• Instruction:
Return each line of the listing that contains the string "html".
## Start Record extracts
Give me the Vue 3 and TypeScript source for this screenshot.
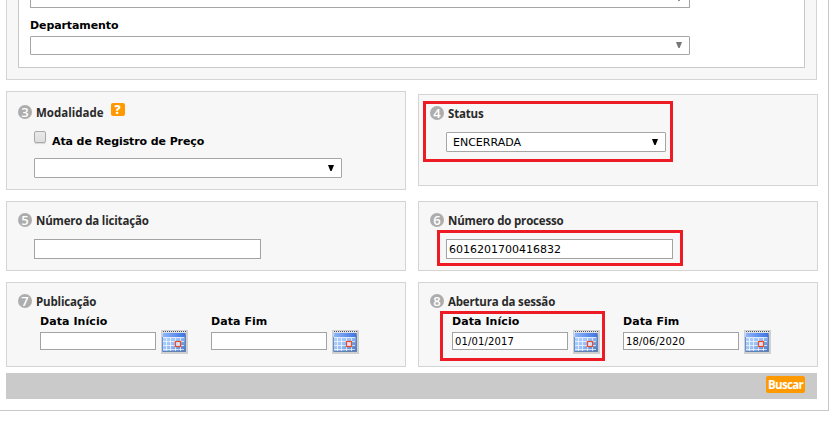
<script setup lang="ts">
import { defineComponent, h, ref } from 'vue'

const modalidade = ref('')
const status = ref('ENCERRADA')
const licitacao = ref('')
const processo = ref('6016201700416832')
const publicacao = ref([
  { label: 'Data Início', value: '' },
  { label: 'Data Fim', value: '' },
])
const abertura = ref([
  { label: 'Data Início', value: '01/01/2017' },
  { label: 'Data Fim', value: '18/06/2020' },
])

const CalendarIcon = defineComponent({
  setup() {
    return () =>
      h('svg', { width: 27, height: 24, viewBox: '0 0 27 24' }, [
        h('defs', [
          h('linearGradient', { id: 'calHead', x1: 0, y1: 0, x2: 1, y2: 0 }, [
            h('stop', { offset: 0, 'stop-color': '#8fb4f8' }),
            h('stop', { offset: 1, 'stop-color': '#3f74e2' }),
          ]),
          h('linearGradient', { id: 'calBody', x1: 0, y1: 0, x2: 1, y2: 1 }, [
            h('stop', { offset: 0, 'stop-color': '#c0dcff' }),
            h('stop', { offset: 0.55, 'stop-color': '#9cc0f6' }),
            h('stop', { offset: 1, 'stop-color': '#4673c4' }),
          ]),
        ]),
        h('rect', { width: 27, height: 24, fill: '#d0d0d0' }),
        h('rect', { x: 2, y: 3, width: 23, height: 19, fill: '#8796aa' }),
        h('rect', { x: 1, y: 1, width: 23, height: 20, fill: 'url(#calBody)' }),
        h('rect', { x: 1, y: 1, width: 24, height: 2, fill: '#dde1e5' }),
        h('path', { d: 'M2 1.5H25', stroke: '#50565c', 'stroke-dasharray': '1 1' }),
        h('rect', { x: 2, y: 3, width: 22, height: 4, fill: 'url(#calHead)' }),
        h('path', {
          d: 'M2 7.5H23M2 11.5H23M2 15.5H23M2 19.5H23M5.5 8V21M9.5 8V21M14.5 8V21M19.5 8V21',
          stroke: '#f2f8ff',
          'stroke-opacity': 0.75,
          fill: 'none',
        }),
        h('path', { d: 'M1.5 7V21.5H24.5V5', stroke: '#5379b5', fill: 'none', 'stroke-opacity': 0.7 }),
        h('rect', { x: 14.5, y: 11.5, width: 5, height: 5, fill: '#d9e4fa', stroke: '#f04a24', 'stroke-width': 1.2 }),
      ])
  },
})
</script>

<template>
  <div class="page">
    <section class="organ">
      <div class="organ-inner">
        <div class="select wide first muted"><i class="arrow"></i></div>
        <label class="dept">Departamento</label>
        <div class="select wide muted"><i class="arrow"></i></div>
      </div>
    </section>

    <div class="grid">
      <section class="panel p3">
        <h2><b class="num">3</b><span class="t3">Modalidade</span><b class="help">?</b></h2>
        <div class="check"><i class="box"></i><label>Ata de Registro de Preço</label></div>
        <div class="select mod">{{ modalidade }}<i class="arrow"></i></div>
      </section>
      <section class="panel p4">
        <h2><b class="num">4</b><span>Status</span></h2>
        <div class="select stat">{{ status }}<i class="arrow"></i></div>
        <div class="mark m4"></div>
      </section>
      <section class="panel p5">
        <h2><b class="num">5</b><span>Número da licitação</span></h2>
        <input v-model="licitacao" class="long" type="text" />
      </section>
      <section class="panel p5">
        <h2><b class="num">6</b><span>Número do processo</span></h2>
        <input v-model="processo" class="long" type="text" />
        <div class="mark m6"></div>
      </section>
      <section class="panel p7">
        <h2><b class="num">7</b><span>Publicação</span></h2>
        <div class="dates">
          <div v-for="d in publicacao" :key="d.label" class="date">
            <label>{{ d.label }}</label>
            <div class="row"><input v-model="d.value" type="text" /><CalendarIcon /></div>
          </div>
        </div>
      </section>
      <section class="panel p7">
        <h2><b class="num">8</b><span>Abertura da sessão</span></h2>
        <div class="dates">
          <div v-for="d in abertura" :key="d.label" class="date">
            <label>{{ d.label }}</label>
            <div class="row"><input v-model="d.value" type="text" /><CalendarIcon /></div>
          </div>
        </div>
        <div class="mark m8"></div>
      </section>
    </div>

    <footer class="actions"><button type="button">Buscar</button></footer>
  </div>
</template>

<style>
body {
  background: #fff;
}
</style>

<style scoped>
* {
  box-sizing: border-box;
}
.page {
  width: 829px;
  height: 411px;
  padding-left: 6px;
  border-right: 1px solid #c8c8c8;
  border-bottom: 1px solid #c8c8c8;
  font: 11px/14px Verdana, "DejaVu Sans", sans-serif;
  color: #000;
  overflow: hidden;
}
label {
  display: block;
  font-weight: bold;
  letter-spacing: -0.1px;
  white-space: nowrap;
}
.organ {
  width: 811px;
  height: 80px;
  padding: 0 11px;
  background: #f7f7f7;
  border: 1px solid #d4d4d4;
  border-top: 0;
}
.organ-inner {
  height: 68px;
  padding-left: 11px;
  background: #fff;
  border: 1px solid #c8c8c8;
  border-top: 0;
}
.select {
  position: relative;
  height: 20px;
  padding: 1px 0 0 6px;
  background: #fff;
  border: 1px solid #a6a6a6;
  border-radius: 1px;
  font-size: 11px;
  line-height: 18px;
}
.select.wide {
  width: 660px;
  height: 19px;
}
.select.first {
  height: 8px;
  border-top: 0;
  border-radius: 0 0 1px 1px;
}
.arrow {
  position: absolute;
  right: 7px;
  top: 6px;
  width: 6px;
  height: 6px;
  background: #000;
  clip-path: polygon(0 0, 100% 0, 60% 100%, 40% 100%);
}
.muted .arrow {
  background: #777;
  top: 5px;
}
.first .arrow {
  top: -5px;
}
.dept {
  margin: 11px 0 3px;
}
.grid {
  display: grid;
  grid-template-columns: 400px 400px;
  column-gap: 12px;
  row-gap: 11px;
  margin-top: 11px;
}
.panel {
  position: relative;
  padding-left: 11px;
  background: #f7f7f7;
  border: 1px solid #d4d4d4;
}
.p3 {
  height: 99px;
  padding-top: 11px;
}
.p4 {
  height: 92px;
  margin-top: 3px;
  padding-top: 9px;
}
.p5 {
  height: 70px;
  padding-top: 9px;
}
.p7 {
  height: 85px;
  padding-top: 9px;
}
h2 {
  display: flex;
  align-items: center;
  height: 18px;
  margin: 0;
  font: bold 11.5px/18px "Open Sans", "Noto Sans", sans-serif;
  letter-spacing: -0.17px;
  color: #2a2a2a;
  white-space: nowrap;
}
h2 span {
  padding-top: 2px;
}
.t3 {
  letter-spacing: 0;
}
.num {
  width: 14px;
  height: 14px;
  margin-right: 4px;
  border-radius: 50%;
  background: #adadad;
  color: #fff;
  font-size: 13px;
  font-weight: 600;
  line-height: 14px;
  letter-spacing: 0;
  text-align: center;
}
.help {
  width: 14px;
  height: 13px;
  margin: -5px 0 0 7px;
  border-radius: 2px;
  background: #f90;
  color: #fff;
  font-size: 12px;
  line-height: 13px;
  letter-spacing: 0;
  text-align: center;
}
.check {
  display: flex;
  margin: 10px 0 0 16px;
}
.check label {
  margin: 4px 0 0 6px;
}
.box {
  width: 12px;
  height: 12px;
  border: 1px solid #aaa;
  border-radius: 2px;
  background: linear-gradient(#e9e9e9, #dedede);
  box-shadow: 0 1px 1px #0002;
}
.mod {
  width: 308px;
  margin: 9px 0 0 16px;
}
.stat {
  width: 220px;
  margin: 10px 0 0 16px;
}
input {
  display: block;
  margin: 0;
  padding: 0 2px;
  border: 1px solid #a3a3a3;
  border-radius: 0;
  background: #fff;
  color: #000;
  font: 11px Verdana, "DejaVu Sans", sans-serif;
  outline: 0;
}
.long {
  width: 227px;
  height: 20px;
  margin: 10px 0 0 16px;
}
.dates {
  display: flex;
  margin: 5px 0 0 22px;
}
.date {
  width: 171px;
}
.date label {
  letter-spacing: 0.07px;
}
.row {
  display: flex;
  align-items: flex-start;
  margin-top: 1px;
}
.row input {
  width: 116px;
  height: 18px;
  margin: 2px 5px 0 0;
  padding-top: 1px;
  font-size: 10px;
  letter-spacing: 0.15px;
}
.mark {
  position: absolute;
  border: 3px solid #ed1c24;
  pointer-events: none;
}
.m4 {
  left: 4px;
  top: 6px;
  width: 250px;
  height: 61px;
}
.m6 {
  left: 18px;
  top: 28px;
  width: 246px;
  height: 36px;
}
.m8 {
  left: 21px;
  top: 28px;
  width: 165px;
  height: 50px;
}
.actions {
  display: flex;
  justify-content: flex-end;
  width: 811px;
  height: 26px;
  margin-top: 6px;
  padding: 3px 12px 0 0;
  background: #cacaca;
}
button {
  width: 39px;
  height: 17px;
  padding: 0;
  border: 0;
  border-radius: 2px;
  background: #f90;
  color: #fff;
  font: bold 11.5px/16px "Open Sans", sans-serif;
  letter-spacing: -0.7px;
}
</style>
## End Record extracts
## Start Record extracts
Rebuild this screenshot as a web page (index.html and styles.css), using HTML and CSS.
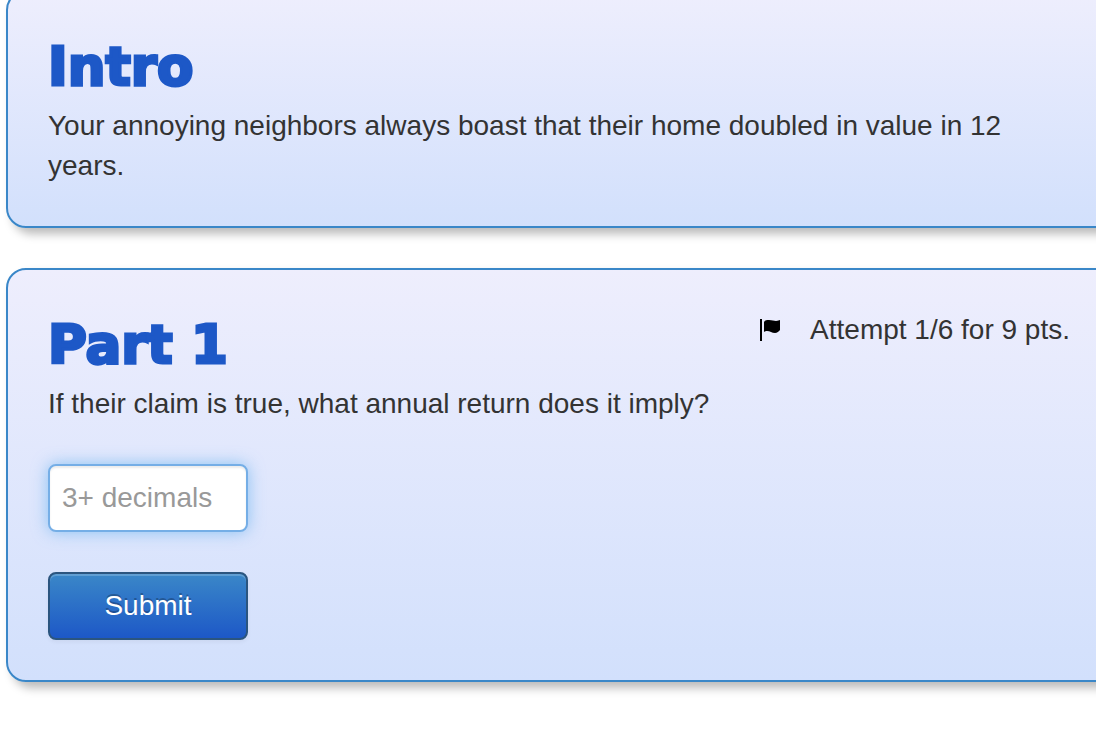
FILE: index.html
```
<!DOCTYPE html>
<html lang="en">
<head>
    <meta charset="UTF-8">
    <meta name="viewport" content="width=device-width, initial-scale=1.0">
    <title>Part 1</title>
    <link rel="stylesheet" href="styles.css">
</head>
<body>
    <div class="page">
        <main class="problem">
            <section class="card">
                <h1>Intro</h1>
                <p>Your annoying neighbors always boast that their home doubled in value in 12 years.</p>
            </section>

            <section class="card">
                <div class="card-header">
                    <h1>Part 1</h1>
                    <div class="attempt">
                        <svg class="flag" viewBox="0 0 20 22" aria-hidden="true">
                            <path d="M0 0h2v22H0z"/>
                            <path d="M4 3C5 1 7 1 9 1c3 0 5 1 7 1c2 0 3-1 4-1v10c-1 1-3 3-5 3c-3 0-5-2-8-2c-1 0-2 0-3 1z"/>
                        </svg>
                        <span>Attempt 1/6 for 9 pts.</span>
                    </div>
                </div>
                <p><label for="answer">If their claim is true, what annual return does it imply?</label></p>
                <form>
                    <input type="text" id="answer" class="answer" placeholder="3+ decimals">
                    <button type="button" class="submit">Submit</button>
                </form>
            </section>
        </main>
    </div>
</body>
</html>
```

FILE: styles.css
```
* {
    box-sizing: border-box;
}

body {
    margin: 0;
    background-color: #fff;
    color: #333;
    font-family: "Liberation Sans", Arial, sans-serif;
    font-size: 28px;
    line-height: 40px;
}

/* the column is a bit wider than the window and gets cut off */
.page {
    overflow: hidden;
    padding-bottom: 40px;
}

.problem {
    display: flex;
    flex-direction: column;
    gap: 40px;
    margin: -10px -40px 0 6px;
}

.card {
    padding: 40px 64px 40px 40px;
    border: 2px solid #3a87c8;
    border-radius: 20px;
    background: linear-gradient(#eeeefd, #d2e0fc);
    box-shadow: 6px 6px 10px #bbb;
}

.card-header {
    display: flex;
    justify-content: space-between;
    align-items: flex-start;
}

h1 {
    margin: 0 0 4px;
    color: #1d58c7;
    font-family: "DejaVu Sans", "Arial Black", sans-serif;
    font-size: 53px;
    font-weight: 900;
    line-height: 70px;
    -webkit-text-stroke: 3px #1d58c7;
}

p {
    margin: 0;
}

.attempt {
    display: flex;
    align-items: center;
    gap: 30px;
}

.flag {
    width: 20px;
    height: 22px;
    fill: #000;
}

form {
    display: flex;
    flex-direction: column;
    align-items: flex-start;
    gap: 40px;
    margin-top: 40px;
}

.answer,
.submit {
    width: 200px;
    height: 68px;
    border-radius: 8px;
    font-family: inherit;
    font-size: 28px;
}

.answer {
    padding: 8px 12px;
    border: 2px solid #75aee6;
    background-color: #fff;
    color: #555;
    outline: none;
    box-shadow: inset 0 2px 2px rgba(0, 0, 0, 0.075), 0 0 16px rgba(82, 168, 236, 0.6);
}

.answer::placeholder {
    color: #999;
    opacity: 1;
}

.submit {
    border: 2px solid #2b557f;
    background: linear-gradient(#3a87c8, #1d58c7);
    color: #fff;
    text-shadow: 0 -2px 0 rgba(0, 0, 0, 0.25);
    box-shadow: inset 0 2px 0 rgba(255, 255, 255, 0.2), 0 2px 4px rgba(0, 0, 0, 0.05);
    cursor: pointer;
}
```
## End Record extracts
• Complete response:
Rebuild this screenshot as a web page (index.html and styles.css), using HTML and CSS.
FILE: index.html
<!DOCTYPE html>
<html lang="en">
</html>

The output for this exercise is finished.